Shadow chancellor John McDonnell, a member of the Socialist Campaign Group, said he stood in "solidarity" with Ms Long-Bailey and shared the article himself.

"Throughout discussion of antisemitism it's always been said criticism of [the] practices of [the] Israeli state is not antisemitic," he tweeted.

"I don't believe therefore that this article is or [Rebecca Long-Bailey] should have been sacked.

"I stand in solidarity with her."

Fellow Labour MP Jon Trickett, who also served in Jeremy Corbyn's shadow cabinet, asked: "What has Sir Keir got against Northern socialists from working class backgrounds?"

Meanwhile, Jon Lansman, the chair of influential left-wing campaign group Momentum and member of Labour's ruling National Executive Committee, branded the decision a "reckless over-reaction".

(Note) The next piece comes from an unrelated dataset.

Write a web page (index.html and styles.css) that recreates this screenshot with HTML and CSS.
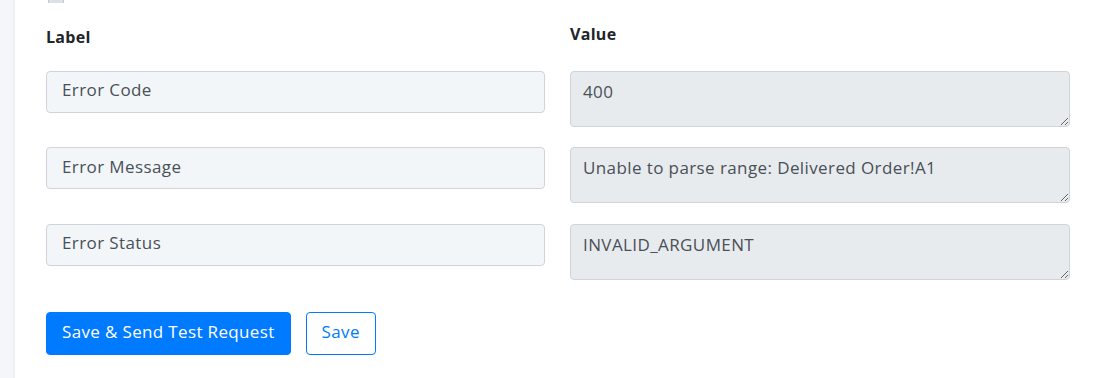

"Sacking Rebecca Long-Bailey for sharing an interview in the Independent with one of Britain’s most loved actors is a reckless overreaction," he said in a statement.

"I'm a Jewish member of Labour's National Executive Committee who has sat on countless panels adjudicating antisemitism complaints and has often been criticised for my tough approach to antisemitism on the left.

"I don't believe there is anything antisemitic in the interview and sacking Rebecca is a reckless overreaction by Keir Starmer."

Nadia Whittome, who serves as a parliamentary aide to Shadow Health Secretary Ashworth, issued her own statement making clear her unhappiness at the move.

Ms Whittome, Parliament's youngest MP and part of Labour's 2019 intake said: “I am saddened to hear of the sacking of my colleague Rebecca Long-Bailey from the Shadow Cabinet, especially on what seems to be a genuine mistake in re-tweeting and article that contained a comment about Israel’s security services which Rebecca has since explained she does not endorse.”

And she said: “Keir has previously expressed his determination to bring the party together and honour the various traditions within our historic party.

"I will continue to work towards party unity and encourage all members who are dismayed at today’s events to remain in the party and to redouble your solidarity, organisation and discipline.”

Meanwhile Richard Burgon, a former frontbencher and the SCG's secretary, said: "Becky did a great job as Shadow Education Secretary standing with unions against Tory attempts to force schools to reopen.

"She has an important role to play in Labour's future and I don't think she should've been sacked for sharing the Independent’s interview with Maxine Peake."


Ms Long-Bailey told the Mirror on Thursday night that she understood why the claim in the interview with Ms Peake had caused “extreme concern”.

But she said: “There is a valid concern about police practices across the world and I don’t think that, worded in the right way, it’s racist or anti-Semitic to draw attention to that.”

And the ousted frontbencher warned Sir Keir he would now have to work “very hard” to show he is not ready to “roll back” on promises made to those on the left of the party.

She said: “He’s going to have to be very clear that he’s committed to the policy platform that he set out in his own leadership campaign to reassure members and the public that that’s what we believe in as a party.”

And Ms Long-Bailey added: “Whilst we don’t agree on everything, we agree on the need for a Labour government and I’ll still do everything I possibly can to make sure that happens.

“The only way that we’ll win a general election is by being unified as a party that’s why it’s so important for me to make the choice not to be critical about the way I might have been treated.”